In the burgeoning field of computer science known as machine learning, engineers often refer to the artificial intelligences they create as “black box” systems: Once a machine learning engine has been trained from a collection of example data to perform anything from facial recognition to malware detection, it can take in queries—Whose face is that? Is this app safe?—and spit out answers without anyone, not even its creators, fully understanding the mechanics of the decision-making inside that box.
But researchers are increasingly proving that even when the inner workings of those machine learning engines are inscrutable, they aren’t exactly secret. In fact, they’ve found that the guts of those black boxes can be reverse-engineered and even fully reproduced—stolen, as one group of researchers puts it—with the very same methods used to create them.
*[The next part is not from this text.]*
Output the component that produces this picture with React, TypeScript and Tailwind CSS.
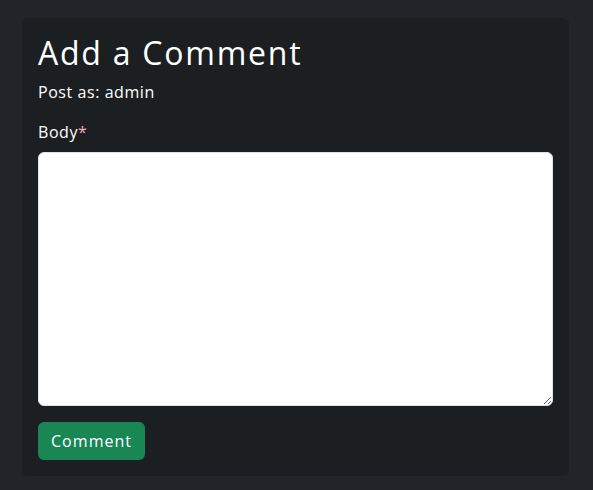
export default function App() {
  return (
    <div className="min-h-screen w-full bg-[#212529] px-[22px] pt-[18px] pb-4 font-['Open_Sans',sans-serif] text-white">
      <div className="w-[547px] rounded-md bg-[#1c1f22] px-4 pt-4 pb-4">
        <h2 className="mb-2 text-[32px] leading-[1.2] font-normal tracking-[0.055em]">Add a Comment</h2>
        <p className="mb-4 text-base leading-6 tracking-[0.035em]">Post as: admin</p>
        <form>
          <label className="mb-2 block text-base leading-6 tracking-[0.035em]">
            Body<span className="text-[#f1aeb5]">*</span>
          </label>
          <textarea className="block h-[254px] w-full rounded-md border border-[#dee2e6] bg-white px-3 py-1.5 text-black" />
          <button
            type="button"
            className="mt-4 h-[38px] rounded-md bg-[#198754] px-[13px] text-base tracking-[0.065em] text-white"
          >
            Comment
          </button>
        </form>
      </div>
    </div>
  );
}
In a paper they released earlier this month titled “Stealing Machine Learning Models via Prediction APIs,” a team of computer scientists at Cornell Tech, the Swiss institute EPFL in Lausanne, and the University of North Carolina detail how they were able to reverse engineer machine learning-trained AIs based only on sending them queries and analyzing the responses. By training their own AI with the target AI’s output, they found they could produce software that was able to predict with near-100% accuracy the responses of the AI they’d cloned, sometimes after a few thousand or even just hundreds of queries.
“You’re taking this black box and through this very narrow interface, you can reconstruct its internals, reverse engineering the box,” says Ari Juels, a Cornell Tech professor who worked on the project. “In some cases, you can actually do a perfect reconstruction.”
The trick, they point out, could be used against services offered by companies like Amazon, Google, Microsoft, and BigML that allow users to upload data into machine learning engines and publish or share the resulting model online, in some cases with a pay-by-the-query business model. The researchers’ method, which they call an extraction attack, could duplicate AI engines meant to be proprietary, or in some cases even recreate the sensitive private data an AI has been trained with. “Once you’ve recovered the model for yourself, you don’t have to pay for it, and you can also get serious privacy breaches,” says Florian Tramer, the EPFL researcher who worked on the AI-stealing project before taking a position at Stanford.
In other cases, the technique might allow hackers to reverse engineer and then defeat machine-learning-based security systems meant to filter spam and malware, Tramer adds. “After a few hours’ work…you’d end up with an extracted model you could then evade if it were used on a production system.”
The researchers’ technique works by essentially using machine learning itself to reverse engineer machine learning software. To take a simple example, a machine-learning-trained spam filter might put out a simple spam or not-spam judgment of a given email, along with a “confidence value” that reveals how likely it is to be correct in its decision. That answer can be interpreted as a point on either side of a boundary that represents the AI’s decision threshold, and the confidence value shows its distance from that boundary. Repeatedly trying test emails against that filter reveals the precise line that defines that boundary. The technique can be scaled up to far more complex, multidimensional models that give precise answers rather than mere yes-or-no responses. (The trick even works when the target machine learning engine doesn’t provide those confidence values, the researchers say, but requires tens or hundreds of times more queries.)
The researchers tested their attack against two services: Amazon’s machine learning platform and the online machine learning service BigML. They tried reverse engineering AI models built on those platforms from a series of common data sets.